Once it has been determined that the project has failed, efforts should be made to minimize loss and move on.

How to get out of the victim mindset?

‘Stop digging’ is the best way of getting out of a hole. The victim mindset has the tendency to keep the person in a comfort zone, where one can blame everything and its soothing. There is no way anyone can really help except the person himself. Every kind of failure leads to victim mindset, it could be severe or mild or manageable but its always there.
Stop digging means to stop thinking about the failure all the time. It can be achieved by engaging in other healthy activities like sports, exercise or prayer/ meditation. Yes, binge watching Netflix does not help rather makes the situation worse by adding the guilt of wasting time.
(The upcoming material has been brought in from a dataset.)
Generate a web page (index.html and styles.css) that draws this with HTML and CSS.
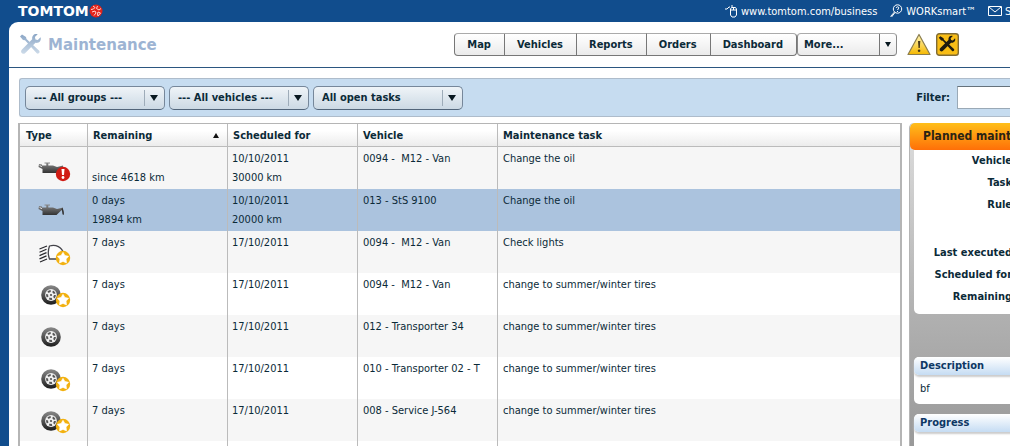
FILE: index.html
```html
<!DOCTYPE html>
<html lang="en">
<head>
<meta charset="utf-8">
<title>Maintenance</title>
<link rel="stylesheet" href="styles.css">
</head>
<body>
<svg class="defs" aria-hidden="true">
  <defs>
    <linearGradient id="metal" x1="0" y1="0" x2="0" y2="1"><stop offset="0" stop-color="#8a8a8a"/><stop offset="1" stop-color="#333"/></linearGradient>
    <linearGradient id="tyre" x1="0" y1="0" x2="0" y2="1"><stop offset="0" stop-color="#8a8a8a"/><stop offset="1" stop-color="#1c1c1c"/></linearGradient>
    <linearGradient id="gold" x1="0" y1="0" x2="0" y2="1"><stop offset="0" stop-color="#fff6b8"/><stop offset="1" stop-color="#f5b800"/></linearGradient>
    <linearGradient id="steel" x1="0" y1="0" x2="0" y2="1"><stop offset="0" stop-color="#8ba6c6"/><stop offset="1" stop-color="#cddbe9"/></linearGradient>
    <symbol id="oil" viewBox="0 0 34 28">
      <path d="M5 9.500h4.300V7.500H7.500v-1H13v1h-1.700v2H16l4 1.500 6-1.500v1.300L19.500 17H5.500v-4L1.500 11l.5-3 3 .5z" fill="url(#metal)"/>
      <path d="M2.600 9.500 5 10.700" stroke="#e4e4e4"/>
    </symbol>
    <symbol id="drop" viewBox="0 0 34 28"><path d="M25.500 10c1.500 2.500 2 7 .8 7s-.8-4-2-6z" fill="#333"/></symbol>
    <symbol id="lamp" viewBox="0 0 34 28">
      <path d="M12.500 6c6-2 13 1 14 8 0 3-2 5-5 5h-9c-1.500-4-1.500-9 0-13z" fill="#fdfdfd" stroke="#45454b" stroke-width="1.300"/>
      <path d="M2.500 9 10 6M2.500 12.300l7-3M2.500 15.600l7-3M2.500 18.900l7-3M3 22l7-3" stroke="#29292e" stroke-width="1.200"/>
    </symbol>
    <symbol id="wheel" viewBox="0 0 34 28">
      <circle cx="14" cy="13" r="9.800" fill="url(#tyre)"/>
      <circle cx="14" cy="13" r="5.900" fill="#f0f0f0"/>
      <circle cx="14" cy="13" r="3.900" fill="none" stroke="#555" stroke-width="2" stroke-dasharray="2.900 2"/>
      <circle cx="14" cy="13" r="1.100" fill="#555"/>
    </symbol>
    <symbol id="star" viewBox="0 0 34 28">
      <circle cx="26" cy="18" r="7.200" fill="#f2b110"/>
      <path d="m26 12.300 1.900 3.200 3.700.8-2.500 2.800.4 3.800-3.500-1.500-3.500 1.500.4-3.800-2.500-2.800 3.700-.8z" fill="#fff" stroke="#fff" stroke-width=".6" stroke-linejoin="round"/>
    </symbol>
    <symbol id="alert" viewBox="0 0 34 28">
      <circle cx="26" cy="18" r="7.200" fill="#d01c14"/>
      <path d="M24.500 13h3l-.5 6h-2z" fill="#fff"/><circle cx="26" cy="21.500" r="1.400" fill="#fff"/>
    </symbol>
    <symbol id="tools" viewBox="0 0 24 24">
      <path d="M3 1.500 1 3.500 4 7l2 .3L17.500 20c1.600 1.700 4-.3 2.700-2.200L7.500 6 7 4z"/>
      <path d="M21.500 4.200 18.800 7l-2.300-.6-.6-2.300 2.800-2.800c-3-1-6 1-5.500 5L3 16.500c-2.500 2.300.8 6 3.300 3.400L16.500 9.800c3.700.7 6.200-2.500 5-5.600z"/>
    </symbol>
  </defs>
</svg>

<header class="topbar">
  <a class="logo" href="#">TOMTOM<svg width="14" height="14" viewBox="0 0 14 14" aria-hidden="true"><circle cx="7" cy="7" r="6.500" fill="#e2231a"/><path d="m4 2 2 1.500L4.500 5 2 5.500M8.500 2l-1 2.500L10 6l2-1.500M3 8l3-1 1 2-2 2.500M9 8l2.500 1L9 12l-.5-2z" fill="none" stroke="#ffd3cf" stroke-width="1"/></svg></a>
  <nav class="toplinks">
    <a href="#"><svg width="14" height="14" viewBox="0 0 14 14" aria-hidden="true"><path d="M1 5h2l2-2h1M8 3.500V1M6 6h6.500M9.500 3.500V6M7.500 3.500h4l1 1.500v6l-1.500 2H8l-1.500-2V5z"/></svg>www.tomtom.com/business</a>
    <a href="#"><svg width="14" height="14" viewBox="0 0 14 14" aria-hidden="true"><circle cx="8.500" cy="5" r="4.200"/><path d="M5.500 8 1.500 12.500M6 8.500 2.500 13M7.200 4c.2-1.700 2.700-1.500 2.600 0 0 .8-1.200.9-1.200 2M8.500 7v1"/></svg>WORKsmart™</a>
    <a href="#"><svg width="14" height="14" viewBox="0 0 14 14" aria-hidden="true"><path d="M.5 2.500h13v9H.5zM1 3l6 5 6-5"/></svg>S</a>
  </nav>
</header>

<main class="page">
  <div class="titlebar">
    <h1><svg width="24" height="24" fill="url(#steel)" aria-hidden="true"><use href="#tools"/></svg>Maintenance</h1>
    <nav class="tabs">
      <button type="button">Map</button><button type="button">Vehicles</button><button type="button">Reports</button><button type="button">Orders</button><button type="button">Dashboard</button>
      <span class="picker more"><select aria-label="More pages"><option>More...</option></select></span>
    </nav>
    <div class="status">
      <button type="button" aria-label="Warnings"><svg width="24" height="23" viewBox="0 0 24 23"><path d="M12 1.500 23 21.500H1z" fill="url(#gold)" stroke="#8b7d4d" stroke-width="1.200" stroke-linejoin="round"/><path d="M11 8h2.300l-.5 7h-1.300z" fill="#4a3a18"/><circle cx="12.100" cy="17.800" r="1.300" fill="#4a3a18"/></svg></button>
      <button type="button" aria-label="Maintenance alerts"><svg width="23" height="23" viewBox="0 0 23 23"><rect x=".7" y=".7" width="21.600" height="21.600" rx="2.500" fill="#f8bd16" stroke="#806c35" stroke-width="1.400"/><use href="#tools" x="2" y="2" width="19" height="19" fill="#1d1a10"/></svg></button>
    </div>
  </div>

  <form class="filters">
    <span class="picker"><select aria-label="Group"><option>--- All groups ---</option></select></span>
    <span class="picker"><select aria-label="Vehicle"><option>--- All vehicles ---</option></select></span>
    <span class="picker wide"><select aria-label="Tasks"><option>All open tasks</option></select></span>
    <label class="search" for="filter">Filter:</label>
    <input id="filter" type="text">
  </form>

  <div class="content">
    <div class="grid">
      <table>
        <colgroup><col class="c-type"><col class="c-rem"><col class="c-sched"><col class="c-veh"><col></colgroup>
        <thead><tr><th>Type</th><th><span class="sorted">Remaining<i></i></span></th><th>Scheduled for</th><th>Vehicle</th><th>Maintenance task</th></tr></thead>
        <tbody>
          <tr><td><svg class="icon"><use href="#oil"/><use href="#alert"/></svg></td><td><br>since 4618 km</td><td>10/10/2011<br>30000 km</td><td>0094 -&nbsp; M12 - Van</td><td>Change the oil</td></tr>
          <tr class="selected"><td><svg class="icon"><use href="#oil"/><use href="#drop"/></svg></td><td>0 days<br>19894 km</td><td>10/10/2011<br>20000 km</td><td>013 - StS 9100</td><td>Change the oil</td></tr>
          <tr><td><svg class="icon"><use href="#lamp"/><use href="#star"/></svg></td><td>7 days</td><td>17/10/2011</td><td>0094 -&nbsp; M12 - Van</td><td>Check lights</td></tr>
          <tr><td><svg class="icon"><use href="#wheel"/><use href="#star"/></svg></td><td>7 days</td><td>17/10/2011</td><td>0094 -&nbsp; M12 - Van</td><td>change to summer/winter tires</td></tr>
          <tr><td><svg class="icon"><use href="#wheel"/></svg></td><td>7 days</td><td>17/10/2011</td><td>012 - Transporter 34</td><td>change to summer/winter tires</td></tr>
          <tr><td><svg class="icon"><use href="#wheel"/><use href="#star"/></svg></td><td>7 days</td><td>17/10/2011</td><td>010 - Transporter 02 - T</td><td>change to summer/winter tires</td></tr>
          <tr><td><svg class="icon"><use href="#wheel"/><use href="#star"/></svg></td><td>7 days</td><td>17/10/2011</td><td>008 - Service J-564</td><td>change to summer/winter tires</td></tr>
          <tr><td></td><td></td><td></td><td></td><td></td></tr>
        </tbody>
      </table>
    </div>
    <aside class="side">
      <div class="side-inner">
        <h2 class="plan-title">Planned maintenance</h2>
        <dl class="plan">
          <dt>Vehicle:</dt><dt>Task:</dt><dt class="rule">Rule:</dt><dt>Last executed:</dt><dt>Scheduled for:</dt><dt>Remaining:</dt>
        </dl>
        <section class="card"><h3>Description</h3><p>bf</p></section>
        <section class="card"><h3>Progress</h3><p></p></section>
      </div>
    </aside>
  </div>
</main>
</body>
</html>
```
FILE: styles.css
```css
* { box-sizing: border-box; }
html, body { height: 100%; }
body {
  margin: 0;
  display: flex;
  flex-direction: column;
  overflow: hidden;
  background: #114d8d;
  color: #0b2a38;
  font: 11px/19px "DejaVu Sans Condensed", "DejaVu Sans", sans-serif;
}
.defs { position: absolute; width: 0; height: 0; }
h1, h2, h3, p, dl { margin: 0; }
button, select, input { font: inherit; color: inherit; }

.topbar {
  flex: none;
  display: flex;
  justify-content: space-between;
  align-items: center;
  height: 22px;
  padding-left: 18px;
  color: #fff;
  overflow: hidden;
}
.topbar a { color: inherit; text-decoration: none; display: flex; align-items: center; }
.logo { font: bold 14px/20px "DejaVu Sans", sans-serif; }
.toplinks { display: flex; gap: 12px; width: 286px; white-space: nowrap; }
.toplinks a { gap: 3px; flex: none; }
.toplinks svg { fill: none; stroke: #fff; }

.page {
  flex: 1;
  min-height: 0;
  display: flex;
  flex-direction: column;
  margin-left: 9px;
  background: #fff;
  border-top-left-radius: 9px;
}
.titlebar {
  flex: none;
  display: flex;
  align-items: center;
  height: 46px;
  padding: 0 51px 0 10px;
  border-bottom: 1px solid #2b5680;
}
h1 {
  flex: 1;
  display: flex;
  align-items: center;
  gap: 5px;
  color: #9db4d3;
  font: bold 15px/24px "DejaVu Sans", sans-serif;
}
.tabs { display: flex; font-weight: bold; }
.tabs button {
  height: 23px;
  padding: 0 13px 0 12px;
  border: 1px solid #777;
  border-top-color: #aaa;
  border-left-width: 0;
  background: linear-gradient(#fff, #ebebeb);
}
.tabs button:first-child { border-left-width: 1px; border-radius: 4px 0 0 4px; }
.tabs button:last-of-type { border-radius: 0 4px 4px 0; }
.status { display: flex; gap: 5px; margin-left: 10px; }
.status button { display: flex; padding: 0; border: 0; background: none; }

.picker { position: relative; display: block; width: 140px; height: 24px; }
.picker.wide { width: 150px; }
.picker select {
  width: 100%;
  height: 100%;
  padding: 0 24px 0 8px;
  border: 1px solid #76879a;
  border-bottom-color: #52657a;
  border-radius: 5px;
  appearance: none;
  background: linear-gradient(#eff4f8, #ccd9e4);
  font-weight: bold;
}
.picker::before {
  content: "";
  position: absolute;
  top: 4px;
  bottom: 4px;
  right: 20px;
  border-left: 1px solid #9eacb9;
  pointer-events: none;
}
.picker::after {
  content: "";
  position: absolute;
  top: 9px;
  right: 7px;
  border: 4px solid transparent;
  border-top: 6px solid #081820;
  border-bottom: 0;
  pointer-events: none;
}
.picker.more { width: 100px; height: 23px; }
.picker.more select { padding-left: 6px; background: linear-gradient(#fff, #ebebeb); border-color: #aaa #888 #777; border-radius: 4px; }
.picker.more::before { top: 1px; bottom: 1px; right: 17px; border-color: #777; }
.picker.more::after { right: 6px; border-width: 5px 3px 0; }

.filters {
  flex: none;
  display: flex;
  align-items: center;
  gap: 4px;
  height: 39px;
  margin: 10px 0 6px 10px;
  padding-left: 5px;
  border: 1px solid #aebccb;
  border-right: 0;
  border-radius: 3px 0 0 3px;
  background: #c6dcf0;
}
.search { margin-left: auto; padding-right: 3px; font-weight: bold; }
.filters input { width: 53px; height: 23px; border: 1px solid #9aa9b6; border-top-color: #66727c; border-right: 0; background: #fff; }

.content { flex: 1; min-height: 0; display: flex; gap: 7px; padding-left: 9px; }
.grid { flex: 1; min-width: 0; overflow: hidden; border: solid #b5b5b5; border-width: 1px 2px 0; }
table { width: 100%; table-layout: fixed; border-collapse: separate; border-spacing: 0; white-space: nowrap; }
.c-type { width: 68px; }
.c-rem { width: 140px; }
.c-sched { width: 130px; }
.c-veh { width: 140px; }
th {
  height: 23px;
  padding: 0 5px;
  text-align: left;
  border-bottom: 1px solid #bbb;
  background: linear-gradient(#fff 30%, #ececec);
}
th, td { border-right: 1px solid #bbb; }
th:last-child, td:last-child { border-right: 0; }
.sorted { display: flex; justify-content: space-between; align-items: center; }
.sorted i { border: 3px solid transparent; border-bottom: 5px solid #111; border-top: 0; margin-right: 3px; }
td { height: 42px; padding: 2px 5px; vertical-align: top; overflow: hidden; }
th:first-child { padding-left: 6px; }
td:nth-child(2), td:nth-child(3) { padding-left: 4px; }
td:first-child { padding: 9px 0 0 17px; }
tbody tr:nth-child(odd) { background: #f6f6f6; }
tbody tr.selected { background: #abc3de; }
.icon { display: block; width: 34px; height: 28px; }

.side { flex: 0 0 101px; overflow: hidden; background: linear-gradient(#dedede, #b0b0b0 60%, #999); border-left: 1px solid #b5b5b5; border-radius: 5px 0 0 0; }
.side-inner { width: 300px; }
.plan-title {
  height: 27px;
  padding-left: 13px;
  border-radius: 5px 0 0 5px;
  background: linear-gradient(#ffbf1a, #ff6f08);
  color: #2a2414;
  font-size: 12px;
  line-height: 26px;
}
.plan {
  margin-left: 4px;
  padding: 0 194px 6px 0;
  background: #fff;
  border-bottom-left-radius: 5px;
  text-align: right;
  font-weight: bold;
  line-height: 22px;
  white-space: nowrap;
}
.plan .rule { margin-bottom: 26px; }
.card { margin: 0 0 10px 4px; background: #fff; border-radius: 5px; }
.plan + .card { margin-top: 43px; }
.card h3 {
  padding-left: 6px;
  border-radius: 5px;
  background: linear-gradient(#fff, #c5dcf3);
  box-shadow: 0 2px 2px #ccc;
  color: #0d3764;
  font-size: 11px;
  line-height: 18px;
}
.card p { min-height: 29px; padding: 4px 6px 6px; }
```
What lessons to learn from failure?

Another aspect of failure is that it clouds judgement, especially when one has done a lot of effort not to allow failure. Even after the failure one is still under the impression that either it can be salvaged or rebuilt. There is no harm in rebuilding after a catastrophic failure but it should be done with a clear mind. Since its very hard to accept failure, learning from failures is a very complicated task. The easiest way to gauging the lessons is to write down a journal of how the endeavour panned out over the years / months and how it spiraled towards failure. The journal will not be perfect in the first attempt (because of victim mindset described above), however one has to continue re-reading the journal and continuously trying to make it objective. Once we have reason(s) of failure hammered out it becomes easier to convert them to learning outcomes. These outcomes can then be used to invigorate the process and help in rebuilding / starting afresh.